_WHAT TO DO_: Look through the data below and output, unchanged, every line from the one holding "Reproduce this screenshot" through the one holding "const triggers = ['Initial", inclusive. Skip the pictures.

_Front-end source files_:
--- START ---
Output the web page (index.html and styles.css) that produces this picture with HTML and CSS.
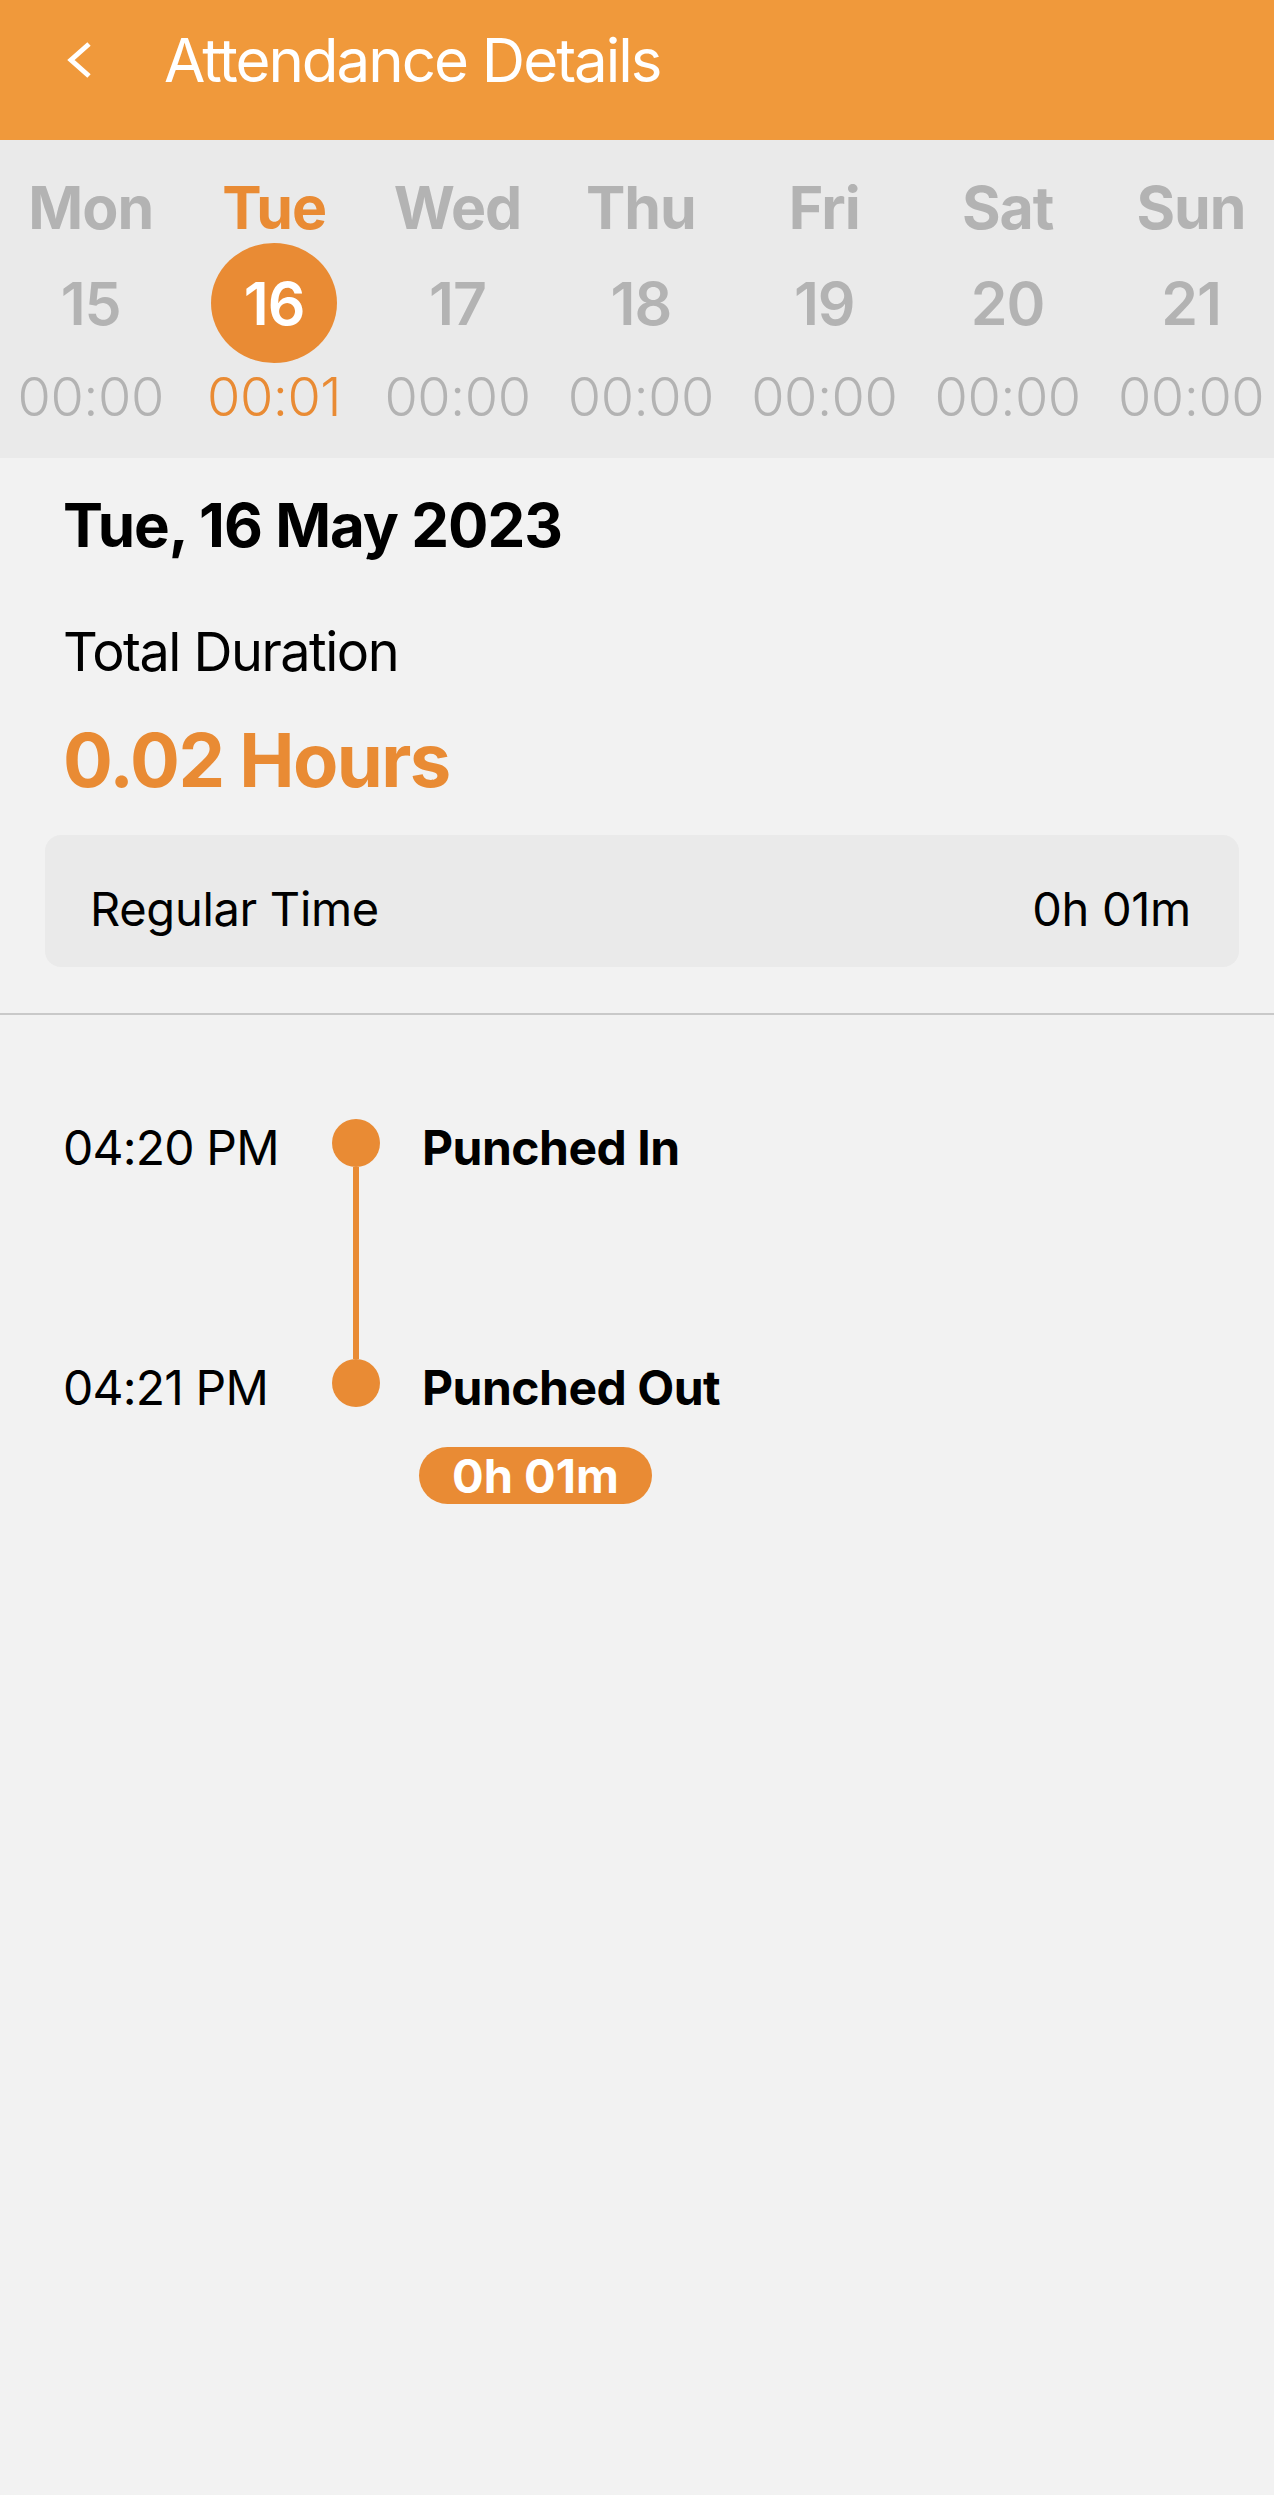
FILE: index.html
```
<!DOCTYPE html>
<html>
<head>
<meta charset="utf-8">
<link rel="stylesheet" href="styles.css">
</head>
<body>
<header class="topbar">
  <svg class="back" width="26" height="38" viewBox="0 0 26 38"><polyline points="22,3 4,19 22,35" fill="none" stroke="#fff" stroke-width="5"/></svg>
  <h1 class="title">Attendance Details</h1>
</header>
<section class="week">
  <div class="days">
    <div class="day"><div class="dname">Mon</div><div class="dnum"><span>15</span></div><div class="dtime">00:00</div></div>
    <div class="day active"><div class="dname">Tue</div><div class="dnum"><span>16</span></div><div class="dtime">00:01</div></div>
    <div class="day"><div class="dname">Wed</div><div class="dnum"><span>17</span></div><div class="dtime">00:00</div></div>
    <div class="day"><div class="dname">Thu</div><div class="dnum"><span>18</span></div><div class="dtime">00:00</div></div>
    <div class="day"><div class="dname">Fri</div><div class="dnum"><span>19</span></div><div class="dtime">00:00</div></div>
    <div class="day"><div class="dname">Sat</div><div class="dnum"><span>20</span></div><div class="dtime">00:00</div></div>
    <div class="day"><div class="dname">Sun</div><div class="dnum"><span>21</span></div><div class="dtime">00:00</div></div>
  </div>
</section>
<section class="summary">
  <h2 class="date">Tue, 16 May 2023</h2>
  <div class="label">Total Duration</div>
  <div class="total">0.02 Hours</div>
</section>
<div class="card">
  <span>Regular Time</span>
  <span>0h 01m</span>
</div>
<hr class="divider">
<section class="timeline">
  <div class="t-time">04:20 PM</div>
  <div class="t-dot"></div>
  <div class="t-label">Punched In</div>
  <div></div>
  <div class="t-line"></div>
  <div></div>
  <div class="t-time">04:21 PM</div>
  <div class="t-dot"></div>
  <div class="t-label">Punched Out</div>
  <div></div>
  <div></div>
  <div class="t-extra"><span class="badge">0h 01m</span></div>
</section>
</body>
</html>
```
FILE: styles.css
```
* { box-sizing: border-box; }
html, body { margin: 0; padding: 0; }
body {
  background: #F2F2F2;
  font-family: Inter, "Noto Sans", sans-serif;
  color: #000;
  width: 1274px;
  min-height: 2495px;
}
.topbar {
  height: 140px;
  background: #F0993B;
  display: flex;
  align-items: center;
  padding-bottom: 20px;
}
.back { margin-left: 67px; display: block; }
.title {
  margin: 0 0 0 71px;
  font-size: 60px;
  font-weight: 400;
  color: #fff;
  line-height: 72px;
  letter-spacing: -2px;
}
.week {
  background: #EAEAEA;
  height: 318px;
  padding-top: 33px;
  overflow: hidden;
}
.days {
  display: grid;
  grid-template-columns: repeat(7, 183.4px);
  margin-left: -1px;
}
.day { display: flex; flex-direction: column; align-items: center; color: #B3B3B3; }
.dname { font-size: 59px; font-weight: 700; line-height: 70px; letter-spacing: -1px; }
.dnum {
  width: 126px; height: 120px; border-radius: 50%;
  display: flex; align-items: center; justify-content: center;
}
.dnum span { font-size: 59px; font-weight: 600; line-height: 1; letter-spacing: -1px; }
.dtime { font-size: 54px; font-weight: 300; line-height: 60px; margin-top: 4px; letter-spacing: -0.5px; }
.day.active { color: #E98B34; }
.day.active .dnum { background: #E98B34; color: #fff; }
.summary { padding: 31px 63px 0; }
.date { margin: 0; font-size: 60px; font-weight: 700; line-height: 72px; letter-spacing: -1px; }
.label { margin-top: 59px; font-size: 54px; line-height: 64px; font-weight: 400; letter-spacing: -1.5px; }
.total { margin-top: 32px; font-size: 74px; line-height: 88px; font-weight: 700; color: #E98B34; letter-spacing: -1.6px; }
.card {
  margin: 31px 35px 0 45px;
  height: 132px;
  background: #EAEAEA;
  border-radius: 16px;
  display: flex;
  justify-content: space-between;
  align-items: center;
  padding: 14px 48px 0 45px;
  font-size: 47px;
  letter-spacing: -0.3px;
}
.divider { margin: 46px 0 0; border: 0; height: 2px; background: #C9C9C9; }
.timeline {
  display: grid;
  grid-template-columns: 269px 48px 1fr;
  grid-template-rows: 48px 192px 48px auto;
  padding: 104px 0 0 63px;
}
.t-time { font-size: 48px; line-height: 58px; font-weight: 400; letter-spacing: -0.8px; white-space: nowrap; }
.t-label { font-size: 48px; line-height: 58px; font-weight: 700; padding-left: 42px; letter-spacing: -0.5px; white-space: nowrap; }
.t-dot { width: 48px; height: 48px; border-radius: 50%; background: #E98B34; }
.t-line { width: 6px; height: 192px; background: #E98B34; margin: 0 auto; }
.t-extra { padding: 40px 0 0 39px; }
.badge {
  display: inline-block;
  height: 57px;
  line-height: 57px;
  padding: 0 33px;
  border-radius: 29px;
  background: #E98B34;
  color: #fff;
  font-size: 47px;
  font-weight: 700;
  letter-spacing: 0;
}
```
--- END ---
--- START ---
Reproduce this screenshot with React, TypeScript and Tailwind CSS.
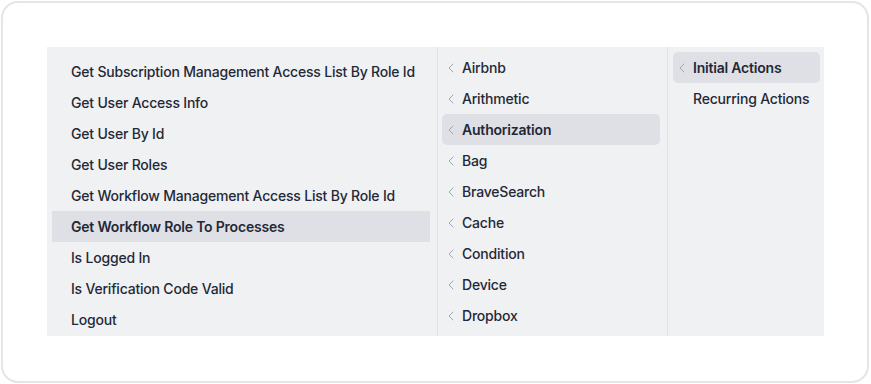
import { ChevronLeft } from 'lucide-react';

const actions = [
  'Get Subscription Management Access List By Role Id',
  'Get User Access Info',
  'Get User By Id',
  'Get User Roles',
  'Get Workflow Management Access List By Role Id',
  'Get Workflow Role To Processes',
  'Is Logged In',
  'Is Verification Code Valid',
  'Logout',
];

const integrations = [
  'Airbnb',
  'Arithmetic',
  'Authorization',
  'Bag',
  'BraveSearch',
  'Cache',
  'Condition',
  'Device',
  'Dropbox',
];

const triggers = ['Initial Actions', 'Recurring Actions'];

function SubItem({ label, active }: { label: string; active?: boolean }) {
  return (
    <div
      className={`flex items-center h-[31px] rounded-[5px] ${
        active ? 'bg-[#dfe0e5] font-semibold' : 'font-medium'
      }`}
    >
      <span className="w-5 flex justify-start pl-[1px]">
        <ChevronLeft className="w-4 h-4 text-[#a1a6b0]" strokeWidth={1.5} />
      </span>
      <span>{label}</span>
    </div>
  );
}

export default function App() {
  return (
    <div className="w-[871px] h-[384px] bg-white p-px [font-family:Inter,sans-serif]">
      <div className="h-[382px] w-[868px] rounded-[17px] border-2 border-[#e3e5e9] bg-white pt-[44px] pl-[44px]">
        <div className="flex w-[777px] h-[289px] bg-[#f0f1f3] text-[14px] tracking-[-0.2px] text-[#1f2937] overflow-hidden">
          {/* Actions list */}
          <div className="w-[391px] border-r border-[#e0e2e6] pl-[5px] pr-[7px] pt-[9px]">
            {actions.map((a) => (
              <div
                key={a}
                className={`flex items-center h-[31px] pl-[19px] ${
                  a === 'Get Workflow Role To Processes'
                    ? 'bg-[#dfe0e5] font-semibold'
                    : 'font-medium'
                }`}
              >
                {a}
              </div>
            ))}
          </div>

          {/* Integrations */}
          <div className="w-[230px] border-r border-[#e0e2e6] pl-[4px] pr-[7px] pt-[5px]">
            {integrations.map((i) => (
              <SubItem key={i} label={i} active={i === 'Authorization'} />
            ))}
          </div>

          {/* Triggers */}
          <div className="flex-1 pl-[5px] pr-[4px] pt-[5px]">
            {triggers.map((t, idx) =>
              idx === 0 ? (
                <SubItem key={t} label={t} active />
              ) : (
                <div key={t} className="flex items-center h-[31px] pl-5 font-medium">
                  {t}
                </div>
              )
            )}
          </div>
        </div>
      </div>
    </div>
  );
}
--- END ---
--- START ---
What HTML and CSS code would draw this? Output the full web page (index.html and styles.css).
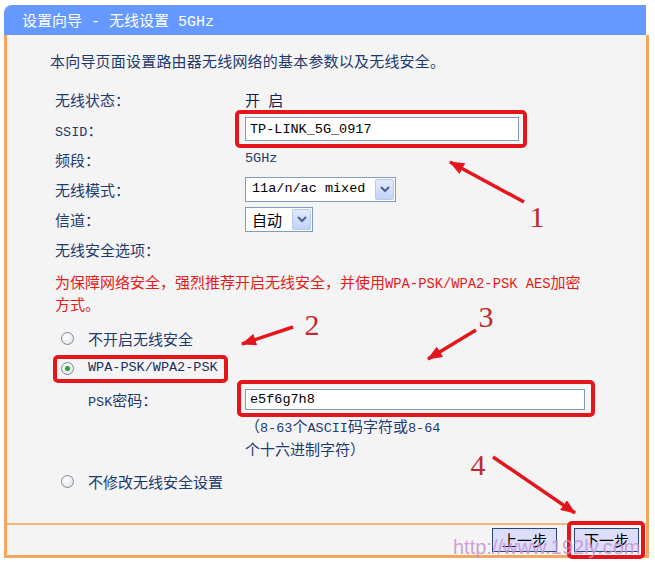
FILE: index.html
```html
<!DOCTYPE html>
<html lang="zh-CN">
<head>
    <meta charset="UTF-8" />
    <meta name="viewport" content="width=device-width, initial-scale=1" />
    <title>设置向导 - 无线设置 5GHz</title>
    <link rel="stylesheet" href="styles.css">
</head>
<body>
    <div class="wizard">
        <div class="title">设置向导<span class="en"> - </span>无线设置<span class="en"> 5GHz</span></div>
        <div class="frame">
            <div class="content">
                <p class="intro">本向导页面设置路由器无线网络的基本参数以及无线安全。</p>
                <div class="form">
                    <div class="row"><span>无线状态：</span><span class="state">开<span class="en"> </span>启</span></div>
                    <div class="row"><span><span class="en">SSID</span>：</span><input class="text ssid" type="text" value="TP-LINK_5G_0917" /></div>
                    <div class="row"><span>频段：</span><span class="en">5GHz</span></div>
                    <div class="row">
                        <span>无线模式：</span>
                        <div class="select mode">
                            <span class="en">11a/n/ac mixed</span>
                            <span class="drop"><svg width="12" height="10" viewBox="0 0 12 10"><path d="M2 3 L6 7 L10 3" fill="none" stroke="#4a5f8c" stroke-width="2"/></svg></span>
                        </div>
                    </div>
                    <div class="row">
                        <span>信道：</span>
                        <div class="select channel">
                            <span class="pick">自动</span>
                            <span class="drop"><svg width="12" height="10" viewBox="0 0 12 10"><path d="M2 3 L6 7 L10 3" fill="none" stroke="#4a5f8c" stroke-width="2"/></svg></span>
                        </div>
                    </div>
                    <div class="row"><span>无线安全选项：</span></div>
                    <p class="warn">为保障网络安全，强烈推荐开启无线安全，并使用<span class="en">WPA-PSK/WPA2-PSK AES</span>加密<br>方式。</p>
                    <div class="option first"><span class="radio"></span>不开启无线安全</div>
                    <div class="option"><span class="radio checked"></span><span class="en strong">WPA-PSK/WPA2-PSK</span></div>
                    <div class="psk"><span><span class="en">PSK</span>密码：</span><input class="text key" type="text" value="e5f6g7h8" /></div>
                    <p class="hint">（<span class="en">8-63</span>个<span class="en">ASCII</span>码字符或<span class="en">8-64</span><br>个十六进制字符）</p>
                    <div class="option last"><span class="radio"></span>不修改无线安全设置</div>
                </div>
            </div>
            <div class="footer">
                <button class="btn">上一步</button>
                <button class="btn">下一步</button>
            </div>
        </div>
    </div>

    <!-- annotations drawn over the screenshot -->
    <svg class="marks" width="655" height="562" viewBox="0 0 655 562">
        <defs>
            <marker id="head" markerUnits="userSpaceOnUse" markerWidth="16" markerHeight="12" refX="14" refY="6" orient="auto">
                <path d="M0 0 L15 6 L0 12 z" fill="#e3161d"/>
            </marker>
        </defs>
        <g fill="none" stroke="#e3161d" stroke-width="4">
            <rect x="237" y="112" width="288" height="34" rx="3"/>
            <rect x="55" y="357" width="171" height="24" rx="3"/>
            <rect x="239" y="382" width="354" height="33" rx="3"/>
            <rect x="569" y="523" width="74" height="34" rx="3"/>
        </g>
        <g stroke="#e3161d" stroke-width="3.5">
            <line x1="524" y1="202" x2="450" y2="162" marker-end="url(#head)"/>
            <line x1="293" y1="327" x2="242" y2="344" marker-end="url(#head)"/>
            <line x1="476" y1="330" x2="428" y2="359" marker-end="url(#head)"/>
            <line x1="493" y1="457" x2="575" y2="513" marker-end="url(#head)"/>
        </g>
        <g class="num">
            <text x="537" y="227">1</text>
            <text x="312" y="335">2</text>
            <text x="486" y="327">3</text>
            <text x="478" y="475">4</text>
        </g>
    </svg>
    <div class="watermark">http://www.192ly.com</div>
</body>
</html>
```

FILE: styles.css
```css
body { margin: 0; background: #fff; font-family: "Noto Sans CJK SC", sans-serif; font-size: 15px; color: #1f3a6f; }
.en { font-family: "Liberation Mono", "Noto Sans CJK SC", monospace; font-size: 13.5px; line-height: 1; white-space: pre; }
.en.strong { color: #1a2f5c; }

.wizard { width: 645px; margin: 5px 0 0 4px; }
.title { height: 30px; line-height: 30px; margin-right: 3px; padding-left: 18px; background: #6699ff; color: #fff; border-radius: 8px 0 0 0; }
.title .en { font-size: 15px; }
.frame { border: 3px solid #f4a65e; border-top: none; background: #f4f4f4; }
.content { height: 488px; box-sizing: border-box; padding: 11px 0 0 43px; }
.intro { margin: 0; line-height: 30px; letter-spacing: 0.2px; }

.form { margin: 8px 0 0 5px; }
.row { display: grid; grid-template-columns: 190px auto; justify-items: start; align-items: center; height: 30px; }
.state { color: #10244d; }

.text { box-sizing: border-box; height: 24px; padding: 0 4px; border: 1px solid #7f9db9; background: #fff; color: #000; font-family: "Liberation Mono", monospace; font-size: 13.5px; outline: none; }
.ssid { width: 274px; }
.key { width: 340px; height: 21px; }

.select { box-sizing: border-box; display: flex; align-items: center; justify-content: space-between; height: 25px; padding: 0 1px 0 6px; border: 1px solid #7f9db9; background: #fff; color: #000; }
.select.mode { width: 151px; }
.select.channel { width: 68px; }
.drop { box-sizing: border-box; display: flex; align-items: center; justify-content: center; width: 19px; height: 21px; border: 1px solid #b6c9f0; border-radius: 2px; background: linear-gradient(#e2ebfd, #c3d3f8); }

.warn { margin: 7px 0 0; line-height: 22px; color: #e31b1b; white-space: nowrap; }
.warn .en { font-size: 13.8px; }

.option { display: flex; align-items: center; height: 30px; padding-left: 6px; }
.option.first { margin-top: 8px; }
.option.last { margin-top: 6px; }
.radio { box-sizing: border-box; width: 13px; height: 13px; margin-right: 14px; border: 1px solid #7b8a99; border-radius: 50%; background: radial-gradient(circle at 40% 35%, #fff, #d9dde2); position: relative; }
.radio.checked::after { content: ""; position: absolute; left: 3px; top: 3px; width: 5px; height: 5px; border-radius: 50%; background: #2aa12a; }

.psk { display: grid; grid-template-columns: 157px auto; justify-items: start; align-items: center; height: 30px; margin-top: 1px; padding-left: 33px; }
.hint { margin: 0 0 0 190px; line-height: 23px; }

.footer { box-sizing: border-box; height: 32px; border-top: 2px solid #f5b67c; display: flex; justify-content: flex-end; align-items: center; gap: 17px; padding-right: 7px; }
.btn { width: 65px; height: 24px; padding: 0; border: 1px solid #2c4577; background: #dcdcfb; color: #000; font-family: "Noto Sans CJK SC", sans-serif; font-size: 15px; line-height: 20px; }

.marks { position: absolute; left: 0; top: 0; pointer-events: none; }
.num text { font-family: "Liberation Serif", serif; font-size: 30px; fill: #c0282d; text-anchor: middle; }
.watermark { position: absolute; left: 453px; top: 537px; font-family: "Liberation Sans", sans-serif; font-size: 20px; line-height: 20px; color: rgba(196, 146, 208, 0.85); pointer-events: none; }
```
--- END ---
_WRITTEN RESPONSE_:
Reproduce this screenshot with React, TypeScript and Tailwind CSS.
import { ChevronLeft } from 'lucide-react';

const actions = [
  'Get Subscription Management Access List By Role Id',
  'Get User Access Info',
  'Get User By Id',
  'Get User Roles',
  'Get Workflow Management Access List By Role Id',
  'Get Workflow Role To Processes',
  'Is Logged In',
  'Is Verification Code Valid',
  'Logout',
];

const integrations = [
  'Airbnb',
  'Arithmetic',
  'Authorization',
  'Bag',
  'BraveSearch',
  'Cache',
  'Condition',
  'Device',
  'Dropbox',
];

const triggers = ['Initial Actions', 'Recurring Actions'];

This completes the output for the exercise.